Bu organın insanlardaki varlığı tartışmalıdır. Çoğu araştırmacı, embriyo gelişimi sırasında bu organın köreldiğini düşünmektedir. Bazı araştırmacılarsa, temel koku sınıflarının dışında tutulan feromonların, insanda da burnun arka kısmında nazal boşluğun üst duvarında bulunan reseptörlerce algılandıklarını ve eş seçiminde de büyük önem taşıdıklarını söylemektedir. Ancak, memeli hayvanlarda vomeronasal organın, esas olarak yavruların kokusunun anne tarafından ayırt edilmesi için kullanıldığını düşünebiliriz.
Ana olfaktör sistemin esas koku alıcı organı burundur. Burun, farklı canlılarda farklı şekiller alabilir. Bunun en belirgin örneği, fillerde uzayarak, kaslı ve hareket ettirilebilir bir hortum halini almış olan burundur.
5.3. İnsan Burnunun Yapısı
Burun, insan yüzünün çıkıntı yapmış kısmıdır. Burun delikleri aracılığıyla dış ortama açılan burnun şeklini, burun boşluğu ile kafatasını ayıran ethmoid kemiği ve burnu ortadan ikiye ayıran kıkırdak yapıdaki nasal septum verir.

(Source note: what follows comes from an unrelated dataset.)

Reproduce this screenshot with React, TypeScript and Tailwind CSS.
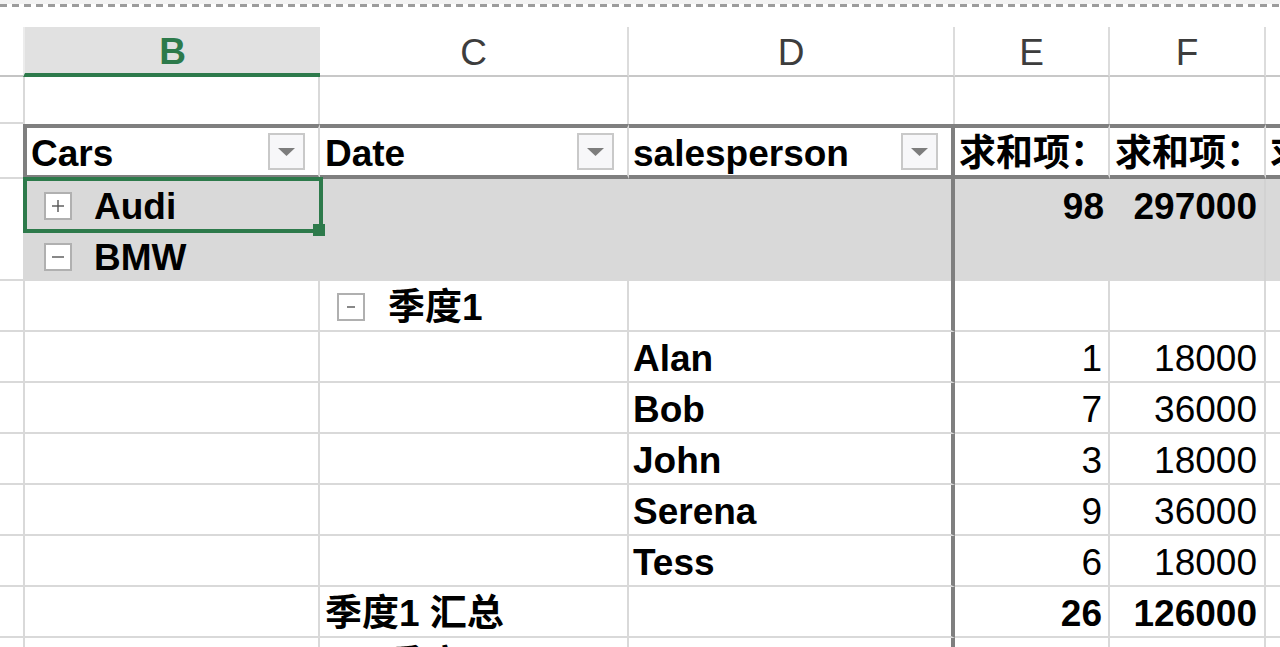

Burun deliklerinden giren havayı ısıtmak ve nemlendirmek gibi görevleri de olan burnun iç kısmında, koku algısı için özelleşmiş hücrelerin bulunduğu bir koku alma alanı yer alır. Koku alma alanının genişliği, canlının koku alma duyusunun keskinliği konusunda fikir vericidir. Örneğin, insanlarda yaklaşık 10 cm² olan bu alan, kedilerde 15 cm², köpeklerdeyse 150 cm² civarındadır. Köpeklerin koku alma alanında ayrıca, cm²’ye düşen almaç sayısı insana ve kedilere göre çok daha fazladır.

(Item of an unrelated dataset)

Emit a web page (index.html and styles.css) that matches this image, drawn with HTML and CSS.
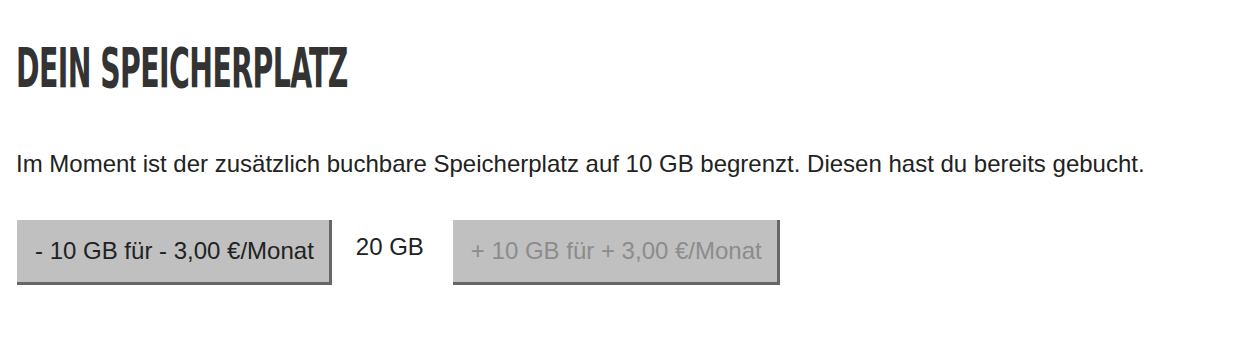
FILE: index.html
```html
<!DOCTYPE html>
<html lang="de">
<head>
<meta charset="utf-8">
<title>Dein Speicherplatz</title>
<link rel="stylesheet" href="styles.css">
</head>
<body>
<section class="storage">
  <h1 class="title">DEIN SPEICHERPLATZ</h1>
  <p class="info">Im Moment ist der zusätzlich buchbare Speicherplatz auf 10 GB begrenzt. Diesen hast du bereits gebucht.</p>
  <div class="controls">
    <button class="btn" type="button">- 10 GB für - 3,00 €/Monat</button>
    <span class="amount">20 GB</span>
    <button class="btn btn-disabled" type="button" disabled>+ 10 GB für + 3,00 €/Monat</button>
  </div>
</section>
</body>
</html>
```

FILE: styles.css
```css
html, body {
  margin: 0;
  padding: 0;
  background: #ffffff;
}

.storage {
  padding: 38px 16px 0 16px;
  font-family: "Liberation Sans", Arial, sans-serif;
  color: #222222;
}

.title {
  margin: 0;
  font-family: "DejaVu Sans Condensed", "DejaVu Sans", sans-serif;
  font-weight: bold;
  font-size: 55px;
  line-height: 60px;
  color: #333333;
  letter-spacing: -1px;
  transform: scaleX(0.573);
  transform-origin: left center;
  white-space: nowrap;
}

.info {
  margin: 52px 0 0 0;
  font-size: 24px;
  line-height: 28px;
}

.controls {
  margin-top: 42px;
  display: flex;
  align-items: flex-start;
}

.btn {
  -webkit-appearance: none;
  appearance: none;
  font-family: "Liberation Sans", Arial, sans-serif;
  font-size: 24px;
  color: #222222;
  background: #c0c0c0;
  border: 0;
  border-right: 3px solid #666666;
  border-bottom: 3px solid #666666;
  border-radius: 0;
  padding: 17px 15px 17px 18px;
  line-height: 28px;
  margin: 0 0 0 1px;
}

.btn-disabled {
  color: #8c8c8c;
}

.amount {
  font-size: 24px;
  line-height: 28px;
  padding-top: 13px;
  margin: 0 28px 0 24px;
}
```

Koku alma alanında, koku almaçları ve bunların arasında yer alan destek hücreleri (sustentacular hücreler) bulunur. Destek hücrelerinin görevi “mukus” adı verilen kaygan ve nemli maddeyi salgılamaktır. Koku almaçlarıysa, aslında koku alma alanına uzanan sinir hücreleridir. Bu hücrelerin “dendrit” adı verilen kirpiksi yapıdaki uzantıları, mukus salgısının içine gömülü olarak bulunurlar. Mukus salgısının diğer işlevi de, koku moleküllerinin çözünmelerini sağlamaktır. Bu şekilde çözünen moleküller, koku almaçlarınca tespit edilirler.

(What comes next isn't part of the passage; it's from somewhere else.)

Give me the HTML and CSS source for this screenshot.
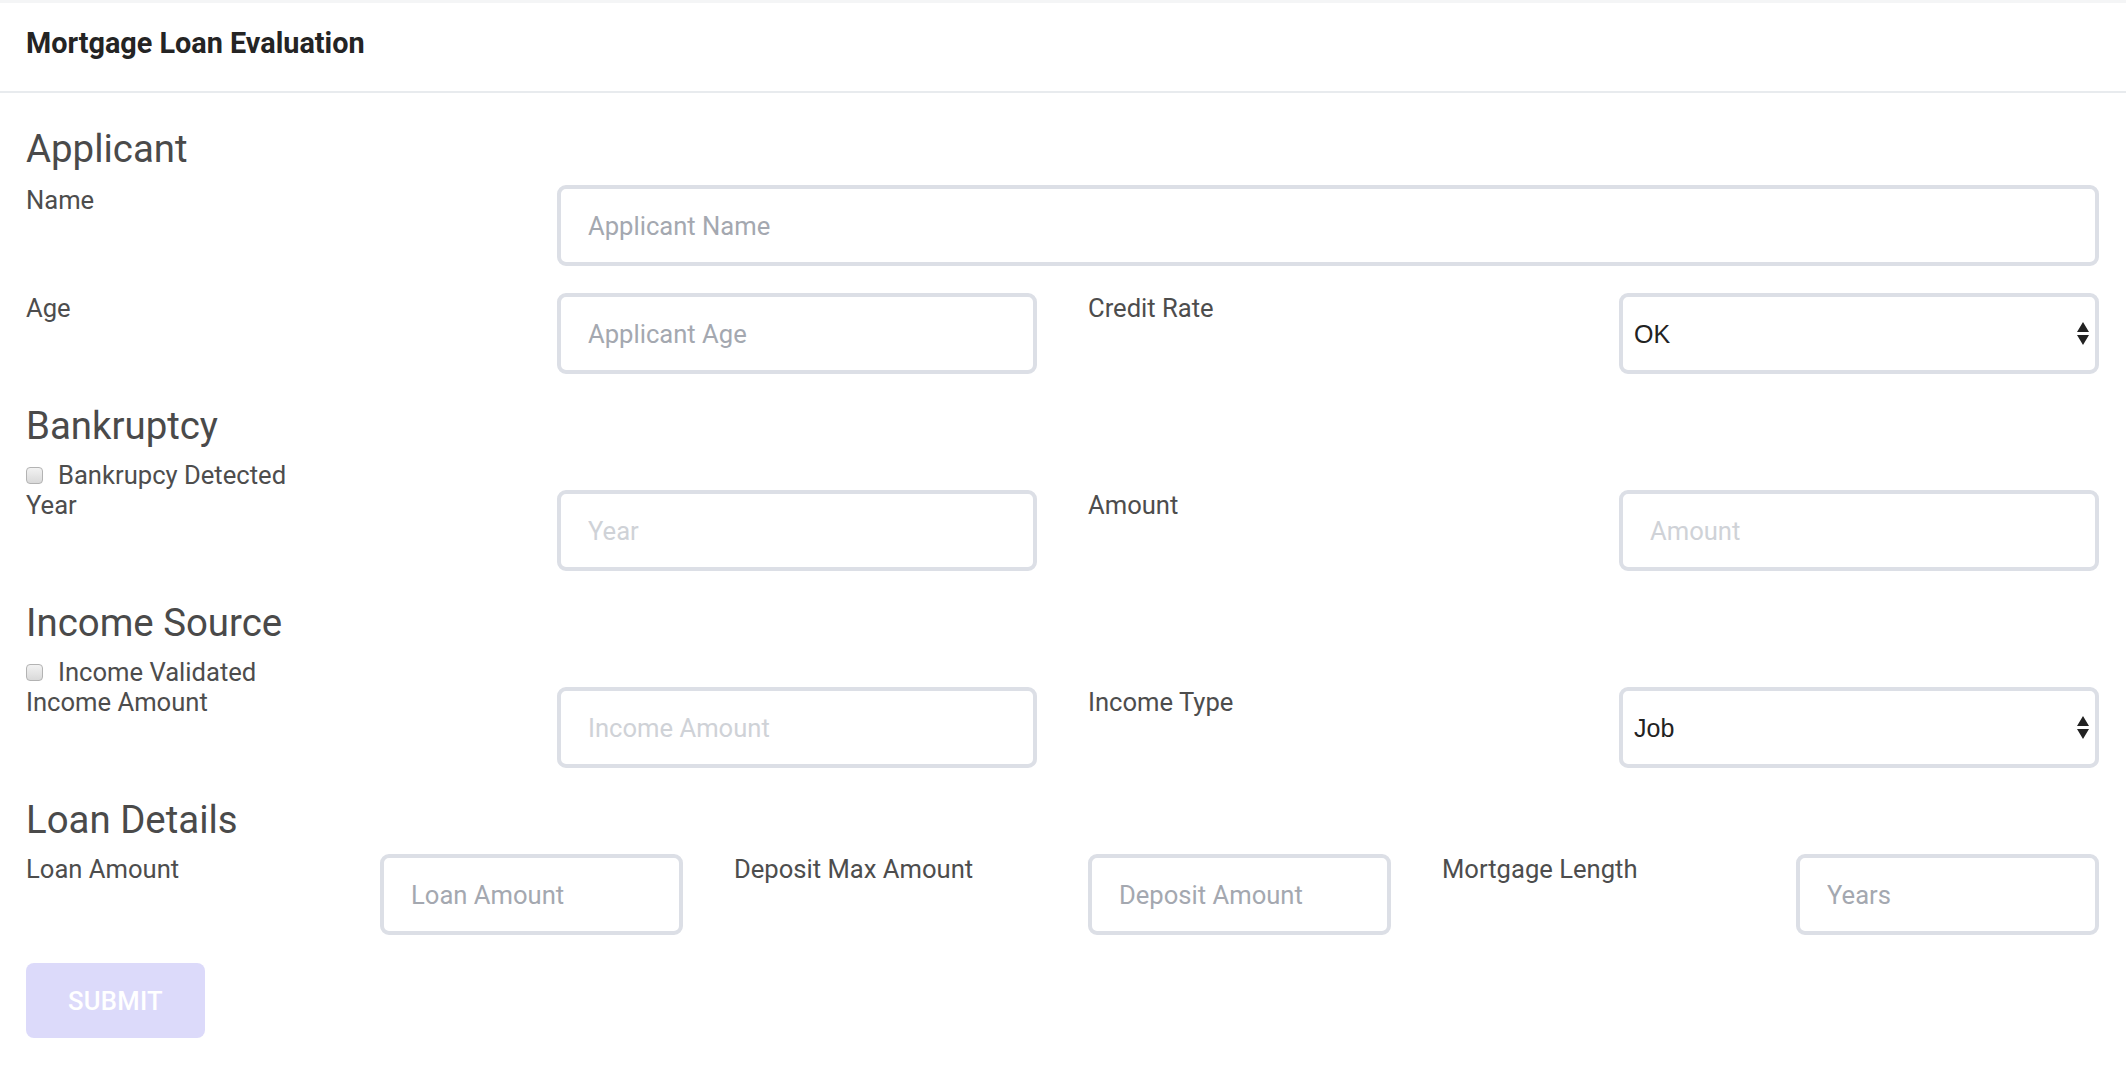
FILE: index.html
```html
<!DOCTYPE html>
<html lang="en">
<head>
<meta charset="utf-8">
<title>Mortgage Loan Evaluation</title>
<link rel="stylesheet" href="styles.css">
</head>
<body>
<header class="topbar">
  <h1 class="title">Mortgage Loan Evaluation</h1>
</header>
<main class="form">
  <section class="section">
    <h3 class="section-title">Applicant</h3>
    <div class="grid4">
      <label class="lbl">Name</label>
      <div class="span3"><input class="inp" type="text" placeholder="Applicant Name"></div>
      <label class="lbl">Age</label>
      <div><input class="inp" type="text" placeholder="Applicant Age"></div>
      <label class="lbl">Credit Rate</label>
      <div class="select-wrap">
        <select class="sel"><option>OK</option><option>Good</option><option>Bad</option></select>
        <svg class="arrows" width="12" height="23" viewBox="0 0 12 23"><path d="M6 0 L12 10 H0 Z M6 23 L12 13 H0 Z" fill="#222"/></svg>
      </div>
    </div>
  </section>

  <section class="section">
    <h3 class="section-title">Bankruptcy</h3>
    <label class="check"><input class="cb" type="checkbox"><span>Bankrupcy Detected</span></label>
    <div class="grid4">
      <label class="lbl">Year</label>
      <div><input class="inp" type="text" placeholder="Year" disabled></div>
      <label class="lbl">Amount</label>
      <div><input class="inp" type="text" placeholder="Amount" disabled></div>
    </div>
  </section>

  <section class="section">
    <h3 class="section-title">Income Source</h3>
    <label class="check"><input class="cb" type="checkbox"><span>Income Validated</span></label>
    <div class="grid4">
      <label class="lbl">Income Amount</label>
      <div><input class="inp" type="text" placeholder="Income Amount" disabled></div>
      <label class="lbl">Income Type</label>
      <div class="select-wrap">
        <select class="sel"><option>Job</option><option>Asset</option></select>
        <svg class="arrows" width="12" height="23" viewBox="0 0 12 23"><path d="M6 0 L12 10 H0 Z M6 23 L12 13 H0 Z" fill="#222"/></svg>
      </div>
    </div>
  </section>

  <section class="section">
    <h3 class="section-title">Loan Details</h3>
    <div class="grid6">
      <label class="lbl">Loan Amount</label>
      <div><input class="inp" type="text" placeholder="Loan Amount"></div>
      <label class="lbl">Deposit Max Amount</label>
      <div><input class="inp" type="text" placeholder="Deposit Amount"></div>
      <label class="lbl">Mortgage Length</label>
      <div><input class="inp" type="text" placeholder="Years"></div>
    </div>
  </section>

  <div class="actions">
    <button class="submit" type="button" disabled>SUBMIT</button>
  </div>
</main>
</body>
</html>
```

FILE: styles.css
```css
* { box-sizing: border-box; }

html, body {
  margin: 0;
  padding: 0;
  background: #ffffff;
  font-family: Roboto, "Liberation Sans", Arial, sans-serif;
  color: #4d4d4d;
}

.topbar {
  border-top: 3px solid #f4f5f6;
  border-bottom: 2px solid #e8ebee;
  padding: 23px 26px 31px 26px;
}

.title {
  margin: 0;
  font-size: 28.8px;
  line-height: 34px;
  font-weight: 700;
  color: #242424;
}

.form {
  padding: 0 27px 0 26px;
}

.section-title {
  margin: 31px 0 13px 0;
  font-size: 38.4px;
  line-height: 42px;
  font-weight: 400;
  color: #4a4a4a;
}

.section:first-child .section-title {
  margin-top: 35px;
  margin-bottom: 15px;
}

.grid4 {
  display: grid;
  grid-template-columns: repeat(4, 1fr);
  column-gap: 51px;
  row-gap: 27px;
}

.grid6 {
  display: grid;
  grid-template-columns: repeat(6, 1fr);
  column-gap: 51px;
  row-gap: 27px;
}

.span3 {
  grid-column: span 3;
}

.lbl {
  font-size: 25.6px;
  line-height: 30px;
  color: #4d4d4d;
}

.inp {
  display: block;
  width: 100%;
  height: 81px;
  margin: 0;
  padding: 0 27px;
  border: 4px solid #dcdfe6;
  border-radius: 9px;
  background: #ffffff;
  font-family: Roboto, "Liberation Sans", Arial, sans-serif;
  font-size: 25.6px;
  color: #333333;
  outline: none;
}

.inp::placeholder {
  color: #a4a8b0;
}

.inp:disabled {
  background: #ffffff;
}

.inp:disabled::placeholder {
  color: #cfd2d7;
}

.select-wrap {
  position: relative;
}

.sel {
  display: block;
  width: 100%;
  height: 81px;
  margin: 0;
  padding: 0 11px;
  border: 4px solid #dcdfe6;
  border-radius: 9px;
  background: #ffffff;
  -webkit-appearance: none;
  appearance: none;
  font-family: "Liberation Sans", Arial, sans-serif;
  font-size: 25px;
  color: #222222;
  outline: none;
}

.arrows {
  position: absolute;
  right: 10px;
  top: 29px;
  pointer-events: none;
}

.check {
  display: flex;
  align-items: center;
  height: 30px;
  font-size: 25.6px;
  color: #4d4d4d;
}

.cb {
  -webkit-appearance: none;
  appearance: none;
  flex: none;
  width: 17px;
  height: 17px;
  margin: 0 15px 0 0;
  border: 1px solid #b3b3b3;
  border-radius: 4px;
  background: linear-gradient(#f2f2f2, #d9d9d9);
}

.actions {
  margin-top: 28px;
}

.submit {
  width: 179px;
  height: 75px;
  border: none;
  border-radius: 8px;
  background: #dcdafa;
  color: #ffffff;
  font-family: Roboto, "Liberation Sans", Arial, sans-serif;
  font-size: 25.6px;
  font-weight: 500;
  letter-spacing: 0.3px;
  padding: 0;
}
```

Koku moleküllerinin bağlandığı bu almaçlar, G protein-eşlenikli reseptörlerin A tipi rodopsin benzerleri ailesindendir. Bağlanma sonrasında aktive olan adenilat siklaz, ATP’nin cAMP’a dönüşmesine neden olur. cAMP aracılığıyla açılan iyon kanallarından hücre içine giren kalsiyum ve sodyum iyonları aksiyon potansiyelini oluştururlar ve uyartı oluşur.
Olfaktör reseptör nöronlar, ethmoid kemiğini delerek koku alma soğanına (bulbus olfactorius) ulaşırlar. Burada, mitral hücreler olarak bilinen ikinci nöronlar ile sinaps yaparlar. Sinaps bölgeleri glomerulus olarak adlandırılır. Mitral hücrelerin aksonları da birleşerek koku sinirini (nervus olfactorius) oluştururlar. Koku siniri, 12 adet kraniyal sinirin en kısa boylu olanıdır ve beyin köküne girmeyen 2 kraniyal sinirden biridir (diğeri görme siniridir).
Mitral hücrelerin aksonları, beyinde çeşitli yerlere gider: 1) Koku algısıdan sorumlu esas beyin merkezi olduğu bilinen piriform korteks, 2) Hayvanların kendi türlerinden olan bireyleri tanımasında ve eş seçiminde işlev gören bir merkez olan amigdala, ve 3) Hafızayla ilişkili bir bölge olan entorhinal korteks. Bazı kokuların hafızayla ilişkilendirilmelerinin, beynin bu bölgesinde yapıldığı düşünülmektedir.
Kokuların çeşitli duygular üzerine etkileri uzun zamandır bilinmektedir. Parfümlerin insan üzerindeki etkileri de buna bir örnektir. Memelilerde, 7 temel (primer) koku ayırt edilmektedir:
1) Kafur
2) Misk
3) Çiçek kokusu
4) Nane (mentol)
5) Eter benzeri kokular
6) Keskin, acı kokular
7) Çürük kokusu.
Psikolojik tepkilere dayanarak hazırlanmış olan bu liste, gerçek temel kokuları temsil etmemektedir ve yalnızca insan için en az 100 temel kokunun bulunduğu düşünülmektedir.